Return all of the data exactly, with nothing left out but the pictures.

DATA EXTRACT:
==================================================
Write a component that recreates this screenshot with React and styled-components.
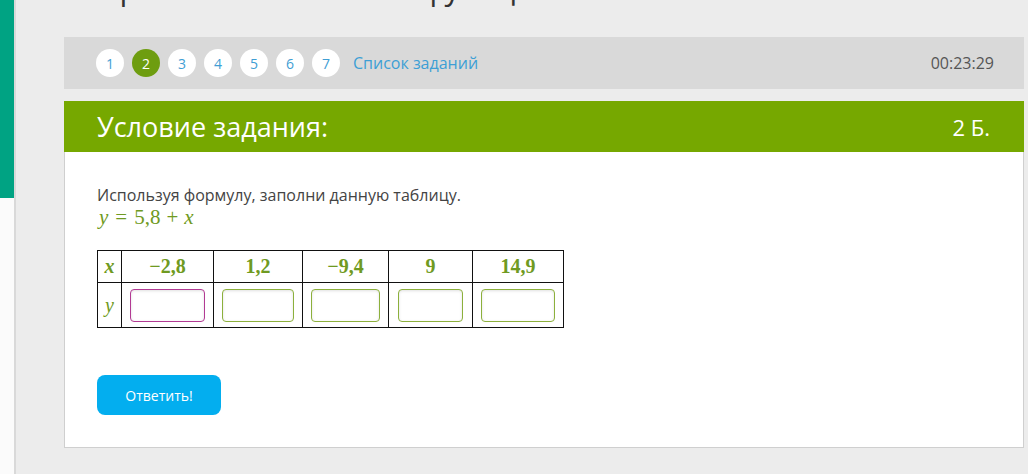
import React from 'react';
import styled, { createGlobalStyle } from 'styled-components';

const GlobalStyle = createGlobalStyle`
  html, body {
    margin: 0;
    padding: 0;
    background: #ececec;
    font-family: "Open Sans", "Liberation Sans", sans-serif;
  }
`;

const Page = styled.div`
  display: flex;
  min-height: 474px;
  overflow: hidden;
`;

const Sidebar = styled.div`
  width: 14px;
  flex-shrink: 0;
  background: #fbfbfb;
  border-right: 2px solid #d9d9d9;
`;

const SidebarAccent = styled.div`
  height: 198px;
  background: #00a383;
`;

const Main = styled.div`
  flex: 1;
  padding: 0 4px 0 48px;
`;

const PageTitle = styled.h1`
  margin: -33px 0 0 33px;
  height: 42px;
  font-size: 31px;
  line-height: 42px;
  font-weight: 400;
  color: #333;
  white-space: nowrap;
`;

const NavBar = styled.div`
  margin-top: 28px;
  height: 52px;
  background: #d9d9d9;
  display: flex;
  align-items: center;
  padding: 0 30px 0 32px;
`;

const Steps = styled.div`
  display: flex;
  align-items: center;
  gap: 8px;
`;

const Step = styled.span`
  width: 28px;
  height: 28px;
  border-radius: 50%;
  display: flex;
  align-items: center;
  justify-content: center;
  font-size: 14px;
  background: ${p => (p.$active ? '#6e9d10' : '#fff')};
  color: ${p => (p.$active ? '#fff' : '#3f9ed4')};
`;

const TaskListLink = styled.a`
  margin-left: 13px;
  font-size: 16px;
  color: #3d9fd5;
  text-decoration: none;
`;

const Timer = styled.span`
  margin-left: auto;
  font-size: 16px;
  color: #555;
`;

const Card = styled.div`
  margin-top: 12px;
  background: #fff;
  border: 1px solid #cfcfcf;
  border-top: none;
`;

const CardHeader = styled.div`
  height: 51px;
  margin: 0 -1px;
  background: #76a800;
  color: #fff;
  display: flex;
  align-items: center;
  justify-content: space-between;
  padding: 0 34px 0 33px;
`;

const CardTitle = styled.h2`
  margin: 0;
  font-size: 27px;
  font-weight: 400;
`;

const Points = styled.span`
  font-size: 22px;
`;

const CardBody = styled.div`
  padding: 33px 32px 32px;
`;

const Instruction = styled.p`
  margin: 0;
  font-size: 16px;
  line-height: 20px;
  color: #444;
`;

const Formula = styled.div`
  margin: 1px 0 0 2px;
  font-family: "Liberation Serif", "DejaVu Serif", serif;
  font-size: 21px;
  line-height: 22px;
  color: #6f9a22;
`;

const MathVar = styled.i`
  font-style: italic;
`;

const Op = styled.span`
  margin: 0 ${p => p.$space || '7px'};
`;

const ValueTable = styled.table`
  margin-top: 22px;
  width: 467px;
  table-layout: fixed;
  border-collapse: collapse;
  font-family: "Liberation Serif", "DejaVu Serif", serif;
  color: #6f9a22;
`;

const HeadCell = styled.td`
  border: 1px solid #111;
  height: 32px;
  padding: 0;
  text-align: center;
  font-size: 20px;
  font-weight: 600;
  box-sizing: border-box;
`;

const InputCell = styled.td`
  border: 1px solid #111;
  height: 45px;
  padding: 0 ${p => p.$px}px;
  text-align: center;
  font-size: 20px;
  box-sizing: border-box;
`;

const AnswerInput = styled.input`
  display: block;
  box-sizing: border-box;
  width: 100%;
  height: 33px;
  border: 1px solid ${p => (p.$focus ? '#b23a93' : '#8cb03c')};
  border-radius: 4px;
  box-shadow: inset 0 1px 3px rgba(0, 0, 0, 0.12);
  background: #fff;
  outline: none;
`;

const SubmitButton = styled.button`
  margin-top: 47px;
  width: 124px;
  height: 40px;
  border: none;
  border-radius: 8px;
  background: #03aeef;
  color: #fff;
  font-family: "Open Sans", "Liberation Sans", sans-serif;
  font-size: 14px;
  cursor: pointer;
`;

const columns = [
  { label: '−2,8', w: 92, px: 8 },
  { label: '1,2', w: 89, px: 8 },
  { label: '−9,4', w: 86, px: 8 },
  { label: '9', w: 84, px: 9 },
  { label: '14,9', w: 91, px: 8 },
];

function App() {
  return (
    <>
      <GlobalStyle />
      <Page>
        <Sidebar>
          <SidebarAccent />
        </Sidebar>
        <Main>
          <PageTitle>Прямая зависимость функции</PageTitle>
          <NavBar>
            <Steps>
              {[1, 2, 3, 4, 5, 6, 7].map(n => (
                <Step key={n} $active={n === 2}>{n}</Step>
              ))}
            </Steps>
            <TaskListLink href="#">Список заданий</TaskListLink>
            <Timer>00:23:29</Timer>
          </NavBar>
          <Card>
            <CardHeader>
              <CardTitle>Условие задания:</CardTitle>
              <Points>2 Б.</Points>
            </CardHeader>
            <CardBody>
              <Instruction>Используя формулу, заполни данную таблицу.</Instruction>
              <Formula>
                <MathVar>y</MathVar>
                <Op>=</Op>
                5,8
                <Op $space="6px">+</Op>
                <MathVar>x</MathVar>
              </Formula>
              <ValueTable>
                <colgroup>
                  <col style={{ width: 24 }} />
                  {columns.map(c => (
                    <col key={c.label} style={{ width: c.w }} />
                  ))}
                </colgroup>
                <tbody>
                  <tr>
                    <HeadCell><MathVar>x</MathVar></HeadCell>
                    {columns.map(c => (
                      <HeadCell key={c.label}>{c.label}</HeadCell>
                    ))}
                  </tr>
                  <tr>
                    <InputCell $px={0}><MathVar>y</MathVar></InputCell>
                    {columns.map((c, i) => (
                      <InputCell key={c.label} $px={c.px}>
                        <AnswerInput type="text" $focus={i === 0} />
                      </InputCell>
                    ))}
                  </tr>
                </tbody>
              </ValueTable>
              <SubmitButton>Ответить!</SubmitButton>
            </CardBody>
          </Card>
        </Main>
      </Page>
    </>
  );
}

export default App;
==================================================
FULL OUTPUT:
Write a component that recreates this screenshot with React and styled-components.
import React from 'react';
import styled, { createGlobalStyle } from 'styled-components';

const GlobalStyle = createGlobalStyle`
  html, body {
    margin: 0;
    padding: 0;
    background: #ececec;
    font-family: "Open Sans", "Liberation Sans", sans-serif;
  }
`;

const Page = styled.div`
  display: flex;
  min-height: 474px;
  overflow: hidden;
`;

const Sidebar = styled.div`
  width: 14px;
  flex-shrink: 0;
  background: #fbfbfb;
  border-right: 2px solid #d9d9d9;
`;

const SidebarAccent = styled.div`
  height: 198px;
  background: #00a383;
`;

const Main = styled.div`
  flex: 1;
  padding: 0 4px 0 48px;
`;

const PageTitle = styled.h1`
  margin: -33px 0 0 33px;
  height: 42px;
  font-size: 31px;
  line-height: 42px;
  font-weight: 400;
  color: #333;
  white-space: nowrap;
`;

const NavBar = styled.div`
  margin-top: 28px;
  height: 52px;
  background: #d9d9d9;
  display: flex;
  align-items: center;
  padding: 0 30px 0 32px;
`;

const Steps = styled.div`
  display: flex;
  align-items: center;
  gap: 8px;
`;

const Step = styled.span`
  width: 28px;
  height: 28px;
  border-radius: 50%;
  display: flex;
  align-items: center;
  justify-content: center;
  font-size: 14px;
  background: ${p => (p.$active ? '#6e9d10' : '#fff')};
  color: ${p => (p.$active ? '#fff' : '#3f9ed4')};
`;

const TaskListLink = styled.a`
  margin-left: 13px;
  font-size: 16px;
  color: #3d9fd5;
  text-decoration: none;
`;

const Timer = styled.span`
  margin-left: auto;
  font-size: 16px;
  color: #555;
`;

const Card = styled.div`
  margin-top: 12px;
  background: #fff;
  border: 1px solid #cfcfcf;
  border-top: none;
`;

const CardHeader = styled.div`
  height: 51px;
  margin: 0 -1px;
  background: #76a800;
  color: #fff;
  display: flex;
  align-items: center;
  justify-content: space-between;
  padding: 0 34px 0 33px;
`;

const CardTitle = styled.h2`
  margin: 0;
  font-size: 27px;
  font-weight: 400;
`;

const Points = styled.span`
  font-size: 22px;
`;

const CardBody = styled.div`
  padding: 33px 32px 32px;
`;

const Instruction = styled.p`
  margin: 0;
  font-size: 16px;
  line-height: 20px;
  color: #444;
`;

const Formula = styled.div`
  margin: 1px 0 0 2px;
  font-family: "Liberation Serif", "DejaVu Serif", serif;
  font-size: 21px;
  line-height: 22px;
  color: #6f9a22;
`;

const MathVar = styled.i`
  font-style: italic;
`;

const Op = styled.span`
  margin: 0 ${p => p.$space || '7px'};
`;

const ValueTable = styled.table`
  margin-top: 22px;
  width: 467px;
  table-layout: fixed;
  border-collapse: collapse;
  font-family: "Liberation Serif", "DejaVu Serif", serif;
  color: #6f9a22;
`;

const HeadCell = styled.td`
  border: 1px solid #111;
  height: 32px;
  padding: 0;
  text-align: center;
  font-size: 20px;
  font-weight: 600;
  box-sizing: border-box;
`;

const InputCell = styled.td`
  border: 1px solid #111;
  height: 45px;
  padding: 0 ${p => p.$px}px;
  text-align: center;
  font-size: 20px;
  box-sizing: border-box;
`;

const AnswerInput = styled.input`
  display: block;
  box-sizing: border-box;
  width: 100%;
  height: 33px;
  border: 1px solid ${p => (p.$focus ? '#b23a93' : '#8cb03c')};
  border-radius: 4px;
  box-shadow: inset 0 1px 3px rgba(0, 0, 0, 0.12);
  background: #fff;
  outline: none;
`;

const SubmitButton = styled.button`
  margin-top: 47px;
  width: 124px;
  height: 40px;
  border: none;
  border-radius: 8px;
  background: #03aeef;
  color: #fff;
  font-family: "Open Sans", "Liberation Sans", sans-serif;
  font-size: 14px;
  cursor: pointer;
`;

const columns = [
  { label: '−2,8', w: 92, px: 8 },
  { label: '1,2', w: 89, px: 8 },
  { label: '−9,4', w: 86, px: 8 },
  { label: '9', w: 84, px: 9 },
  { label: '14,9', w: 91, px: 8 },
];

function App() {
  return (
    <>
      <GlobalStyle />
      <Page>
        <Sidebar>
          <SidebarAccent />
        </Sidebar>
        <Main>
          <PageTitle>Прямая зависимость функции</PageTitle>
          <NavBar>
            <Steps>
              {[1, 2, 3, 4, 5, 6, 7].map(n => (
                <Step key={n} $active={n === 2}>{n}</Step>
              ))}
            </Steps>
            <TaskListLink href="#">Список заданий</TaskListLink>
            <Timer>00:23:29</Timer>
          </NavBar>
          <Card>
            <CardHeader>
              <CardTitle>Условие задания:</CardTitle>
              <Points>2 Б.</Points>
            </CardHeader>
            <CardBody>
              <Instruction>Используя формулу, заполни данную таблицу.</Instruction>
              <Formula>
                <MathVar>y</MathVar>
                <Op>=</Op>
                5,8
                <Op $space="6px">+</Op>
                <MathVar>x</MathVar>
              </Formula>
              <ValueTable>
                <colgroup>
                  <col style={{ width: 24 }} />
                  {columns.map(c => (
                    <col key={c.label} style={{ width: c.w }} />
                  ))}
                </colgroup>
                <tbody>
                  <tr>
                    <HeadCell><MathVar>x</MathVar></HeadCell>
                    {columns.map(c => (
                      <HeadCell key={c.label}>{c.label}</HeadCell>
                    ))}
                  </tr>
                  <tr>
                    <InputCell $px={0}><MathVar>y</MathVar></InputCell>
                    {columns.map((c, i) => (
                      <InputCell key={c.label} $px={c.px}>
                        <AnswerInput type="text" $focus={i === 0} />
                      </InputCell>
                    ))}
                  </tr>
                </tbody>
              </ValueTable>
              <SubmitButton>Ответить!</SubmitButton>
            </CardBody>
          </Card>
        </Main>
      </Page>
    </>
  );
}

export default App;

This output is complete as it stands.